System What it gives Legit “hack-like” effect
Oddities and Oddity NPC Passive buffs to HP, physical defense, damage, and more when you trade in collected oddities Permanent stat bumps from tiny tasks marked only on the minimap
Develop → Enhance Permanent upgrades to gear slots using basic materials like raw ore or bear pelts Big jumps in HP and damage that persist even when you swap gear
Gear tuning (from around level 41) Additional perk lines on weapons and armor, with some materials guaranteeing purple or gold-quality affixes Custom stat stacking tailored perfectly to your chosen weapon archetype
Forts and outposts Constitution, materials, inner way chests, and gear Structured ways to make your character tankier and richer without touching memory
Talents and exploration skills More mystic skill slots, heavy attacks, and exploration skills like Treasure Seeker Built-in “ESP” for chests and better combat options as you explore
Mental energy activities Extra gear, Oscalating Jade for mystic skills, enhancement materials Repeatable, energy-gated “loot explosions” that mirror what vacuum cheats chase

Used together, these systems can spike martial mastery — the game’s overall power score — sharply without any external editing.
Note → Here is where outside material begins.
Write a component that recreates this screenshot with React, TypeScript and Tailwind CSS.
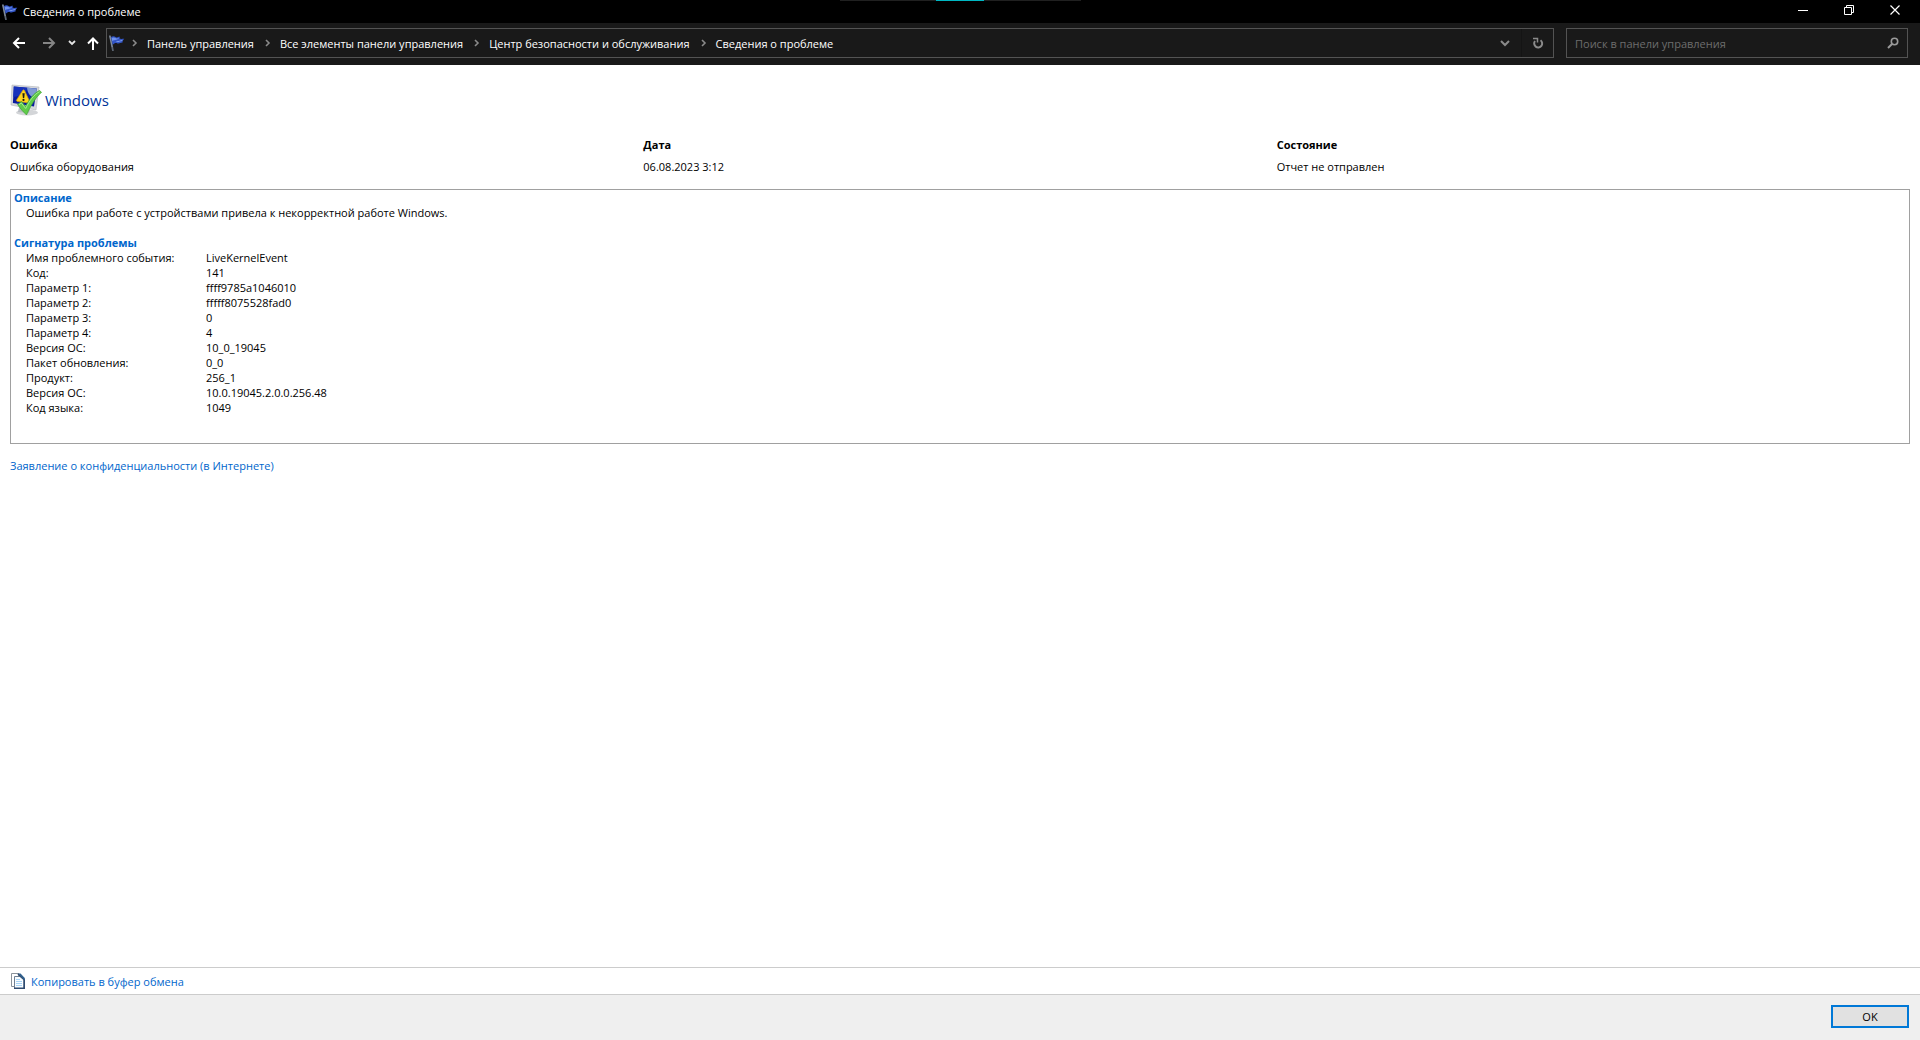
import type { ReactNode } from "react";

const breadcrumbs = [
  "Панель управления",
  "Все элементы панели управления",
  "Центр безопасности и обслуживания",
  "Сведения о проблеме",
];

const signature = [
  ["Имя проблемного события:", "LiveKernelEvent"],
  ["Код:", "141"],
  ["Параметр 1:", "ffff9785a1046010"],
  ["Параметр 2:", "fffff8075528fad0"],
  ["Параметр 3:", "0"],
  ["Параметр 4:", "4"],
  ["Версия ОС:", "10_0_19045"],
  ["Пакет обновления:", "0_0"],
  ["Продукт:", "256_1"],
  ["Версия ОС:", "10.0.19045.2.0.0.256.48"],
  ["Код языка:", "1049"],
];

const FlagIcon = () => (
  <svg width="16" height="16" viewBox="0 0 16 16" className="shrink-0">
    <path d="M1 1.2 3.9 15.4" stroke="#5d6673" strokeWidth="1.8" strokeLinecap="round" />
    <path d="M.8.8 3.2 12" stroke="#9aa5b3" strokeWidth=".7" />
    <path d="M2 2C4 .4 5.500 1.400 7 2.200 8.500 3 9.500 1.600 10.800 1.800L10.500 3.500C12 4.400 14 3.600 15.300 3.800 14 5 13.400 6 13.600 7.600 12 7.300 10.500 9 8.500 8.400 6.600 7.800 5.600 8 3.600 10Z" fill="#3355c4" />
    <path d="M2.600 3C4.400 1.800 5.600 2.600 7 3.300 8.300 3.900 9.200 3.300 10 3 9 5 6 4.600 3 6Z" fill="#6f92ee" />
    <path d="M7.500 6.500C9.500 7.200 11.500 5.500 13.400 5.400" stroke="#8aa8f5" strokeWidth=".8" fill="none" />
  </svg>
);

const Chevron = () => (
  <svg width="22" height="8" viewBox="0 0 22 8" className="shrink-0" fill="none">
    <path d="M8 1 11 4 8 7" stroke="#8a8a8a" strokeWidth="1.6" />
  </svg>
);

const ReportIcon = () => (
  <svg width="32" height="32" viewBox="0 0 32 32" className="shrink-0">
    <ellipse cx="17" cy="28.500" rx="11" ry="3" fill="#d3d5d8" />
    <path d="M9 23 20 25 19 29 8 28Z" fill="#b9bdc3" />
    <path d="M2 1 29 3 26 26 1 21Z" fill="#d6d8dc" stroke="#b2b6bc" strokeWidth=".6" />
    <path d="M3.800 2.600 26.800 4.500 24 22.600 2.900 18.900Z" fill="#0a1c9e" />
    <path d="M17 3.700 26.800 4.500 25.500 14C20 13 17.500 9 17 3.700Z" fill="#7f9ad4" />
    <path d="M3.800 2.600 17 3.700C17.500 8 12 12 3.300 13Z" fill="#1732bb" />
    <path d="M12.800 6.300Q13.700 5.300 14.500 6.500L19.800 17.700Q20 19 18.800 18.900L7 17.300Q6 16.800 6.600 15.900Z" fill="#ffd51e" stroke="#d59a08" strokeWidth=".7" />
    <path d="M12.400 9.300H14.700L14.200 14H12.900Z" fill="#1f1b10" />
    <circle cx="13.500" cy="15.900" r="1.100" fill="#1f1b10" />
    <path d="M7.500 20.500 11.500 17.500 15.500 22.500C19 15.500 23.500 9.500 29.500 6.500L31.500 8.200C25 14 20.500 22 16.500 31Q12 27 7.500 20.500Z" fill="#5fcc49" stroke="#3da02f" strokeWidth=".7" />
    <path d="M9 20.700 11.300 19 15.700 24.500C19.500 16.500 24 10.500 29.500 7.700" stroke="#a5eb91" strokeWidth="1" fill="none" />
  </svg>
);

const CopyIcon = () => (
  <svg width="16" height="16" viewBox="0 0 16 16" className="shrink-0" fill="none">
    <path d="M1.500 .5H8.500V3M1.500 .5V13.500H4" stroke="#8b939b" />
    <path d="M4.500 3.500H10L14 7V15.500H4.500Z" fill="#f8fcff" stroke="#6e7f92" />
    <path d="M8 .8 14.200 6.500V15.200H4" stroke="#2e4b70" strokeWidth="1.600" />
    <path d="M8.500 .5H10.500L14.800 5V7.500Z" fill="#2e608e" />
    <path d="M6 6.500H10M6 8.500H12M6 10.500H12M6 12.500H12" stroke="#a6d3f6" />
  </svg>
);

const CaptionButton = ({ label, children }: { label: string; children: ReactNode }) => (
  <button aria-label={label} className="flex h-5 w-[46px] items-center justify-center hover:bg-[#333]">
    <svg width="10" height="10" viewBox="0 0 10 10" fill="none" stroke="#fff">
      {children}
    </svg>
  </button>
);

const TitleBar = () => (
  <header className="relative flex h-[23px] items-start justify-between bg-black text-white">
    <div className="absolute inset-x-0 top-0 flex justify-center">
      <div className="flex h-px w-[241px] justify-center bg-[#202020]">
        <div className="h-px w-12 bg-[#00b7c3]"></div>
      </div>
    </div>
    <div className="flex h-[23px] items-center gap-[5px] pl-[2px]">
      <FlagIcon />
      <h1>Сведения о проблеме</h1>
    </div>
    <div className="z-10 flex pr-[2px]">
      <CaptionButton label="Свернуть">
        <path d="M0 5.500H10" />
      </CaptionButton>
      <CaptionButton label="Свернуть в окно">
        <path d="M.5 2.500H7.500V9.500H.5ZM2.500 2.500V.5H9.500V7.500H7.500" />
      </CaptionButton>
      <CaptionButton label="Закрыть">
        <path d="M.5 .5 9.500 9.500M9.500 .5 .5 9.500" strokeWidth="1.200" />
      </CaptionButton>
    </div>
  </header>
);

const Toolbar = () => (
  <div className="flex h-[42px] items-center bg-[#191919] pr-3 pb-[2px] text-white">
    <nav aria-label="Навигация" className="flex w-[106px] shrink-0 items-center pl-3">
      <button aria-label="Назад">
        <svg width="14" height="14" viewBox="0 0 14 14" fill="none" stroke="#fff" strokeWidth="2">
          <path d="M13 7H2M7 2 2 7 7 12" />
        </svg>
      </button>
      <button aria-label="Вперед" className="ml-4">
        <svg width="14" height="14" viewBox="0 0 14 14" fill="none" stroke="#858585" strokeWidth="2">
          <path d="M1 7H12M7 2 12 7 7 12" />
        </svg>
      </button>
      <button aria-label="Последние расположения" className="ml-3">
        <svg width="8" height="6" viewBox="0 0 8 6" fill="none" stroke="#e5e5e5" strokeWidth="1.800">
          <path d="M1 1 4 4 7 1" />
        </svg>
      </button>
      <button aria-label="Вверх" className="ml-[10px]">
        <svg width="14" height="14" viewBox="0 0 14 14" fill="none" stroke="#fff" strokeWidth="2">
          <path d="M7 14V3M2 7.500 7 2.500 12 7.500" />
        </svg>
      </button>
    </nav>
    <div className="flex h-[30px] min-w-0 flex-1 items-center border border-[#535353] pl-[2px]">
      <FlagIcon />
      <ol className="flex min-w-0 flex-1 items-center overflow-hidden whitespace-nowrap">
        {breadcrumbs.map((crumb) => (
          <li key={crumb} className="flex items-center pr-1">
            <Chevron />
            <a href="#">{crumb}</a>
          </li>
        ))}
      </ol>
      <button aria-label="Предыдущие расположения" className="flex h-7 w-8 items-center justify-center">
        <svg width="10" height="7" viewBox="0 0 10 7" fill="none" stroke="#8a8a8a" strokeWidth="2">
          <path d="M1 1 5 5 9 1" />
        </svg>
      </button>
      <button aria-label="Обновить" className="flex h-7 w-8 items-center justify-center border-l border-[#141414]">
        <svg width="12" height="12" viewBox="0 0 12 12" fill="none" stroke="#8a8a8a">
          <path d="M8.500 3.200A4 4 0 1 1 3 4" strokeWidth="2" />
          <path d="M1 1.500H5.500V5.500" strokeWidth="1.500" />
        </svg>
      </button>
    </div>
    <label className="ml-3 flex h-[30px] w-[342px] items-center border border-[#535353] px-2">
      <input
        type="search"
        aria-label="Поиск в панели управления"
        placeholder="Поиск в панели управления"
        className="min-w-0 flex-1 bg-transparent outline-none placeholder:text-[#6d6d6d]"
      />
      <svg width="12" height="12" viewBox="0 0 12 12" fill="none" stroke="#9a9a9a">
        <circle cx="7.500" cy="4.500" r="3.200" strokeWidth="1.600" />
        <path d="M5 7 1 11" strokeWidth="2" />
      </svg>
    </label>
  </div>
);

const App = () => {
  return (
    <div className="flex min-h-screen flex-col bg-white font-['Open_Sans','Noto_Sans',sans-serif] text-[11px] leading-[15px] text-black">
      <TitleBar />
      <Toolbar />

      <main className="flex-1 px-[10px] pt-[19px]">
        <div className="flex items-center gap-[3px]">
          <ReportIcon />
          <h2 className="text-[15px] leading-5 text-[#003399]">Windows</h2>
        </div>

        <table className="mt-[17px] w-full table-fixed text-left">
          <thead>
            <tr className="h-[22px]">
              <th className="p-0">Ошибка</th>
              <th className="p-0">Дата</th>
              <th className="p-0">Состояние</th>
            </tr>
          </thead>
          <tbody>
            <tr className="h-[22px]">
              <td className="p-0">Ошибка оборудования</td>
              <td className="p-0">06.08.2023 3:12</td>
              <td className="p-0">Отчет не отправлен</td>
            </tr>
          </tbody>
        </table>

        <section className="mt-3 border border-[#a0a0a0] px-[3px] pb-7">
          <h3 className="font-bold text-[#0066cc]">Описание</h3>
          <p className="pl-3">Ошибка при работе с устройствами привела к некорректной работе Windows.</p>
          <h3 className="mt-[15px] font-bold text-[#0066cc]">Сигнатура проблемы</h3>
          <table className="ml-3 text-left">
            <tbody>
              {signature.map(([name, value], i) => (
                <tr key={i}>
                  <th className="w-[180px] p-0 font-normal">{name}</th>
                  <td className="p-0">{value}</td>
                </tr>
              ))}
            </tbody>
          </table>
        </section>

        <a href="#" className="mt-[14px] inline-block text-[#0066cc]">
          Заявление о конфиденциальности (в Интернете)
        </a>
      </main>

      <div className="flex h-7 items-center border-y border-[#cccccc] px-[10px]">
        <button className="flex items-center gap-[5px] text-[#0066cc]">
          <CopyIcon />
          Копировать в буфер обмена
        </button>
      </div>
      <footer className="flex h-[45px] items-start justify-end bg-[#efefef] px-[11px] pt-[10px]">
        <button className="h-[23px] w-[78px] border-2 border-[#0078d7] bg-[#e1e1e1]">OK</button>
      </footer>
    </div>
  );
};

export default App;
Enhancing a few gear slots with cheap vendor-bought materials can push martial mastery upward almost instantly, while tuning gear with high-level fodder adds layers of extra damage and defense.

That doesn’t remove the grind, but it does show how heavily the design already leans on progression levers that feel powerful when used correctly. Many frustrations that send players hunting for cheats — being too squishy, dealing low damage, lacking movement tools — are addressed directly by mechanics like enhancing, tuning, and oddity turn-ins.


Account bindings, bans, and why “no anticheat” doesn’t mean safe

A common misconception around new free-to-play PC launches is that the absence of a visible, kernel-level anti-cheat driver means anything goes. Where Winds Meet is already dispelling that notion.

Several patterns are emerging:

  • Editing shop currencies can trigger long bans quickly, even on fresh accounts.
  • Simple health edits during tutorial fights have led to immediate or near-immediate account locks.
  • Injected scripts that alter combat behavior at the main menu can result in bans before a character loads into the world.

Client choice matters too. Playing through a standalone launcher gives you disposable, game-specific accounts that are easier to throw away if they get banned. Steam and other platform-linked builds are tied to a broader identity; a permanent ban there has more weight, especially if policy escalates in future updates.

The core point: telemetry and server-side validation are anti-cheat tools in their own right. A game does not need a visible driver to compare reported values with allowed ranges, validate currency movements, or flag impossible pathing. The more aggressive the hack (GM menus, currency edits, entity freezes), the more likely it is to leave a loud signature.


Where Winds Meet’s PC scene now sits in a familiar place for online RPGs. Cheat vendors advertise “undetected” tools with movement, combat, and entity control knobs. Debug-menu injectors turn internal Lua utilities into public toys. Memory scanners poke at everything from HP to premium currencies, and bans follow when values cross lines that the server refuses to accept.

The game itself already offers plenty of power if you lean into its intended systems: invest in oddities, enhancement, tuning, forts, and exploration skills, and the character that emerges can feel as overpowered as many trainer screenshots. The difference is that you keep your account — and you stay inside the same rulebook everyone else is using.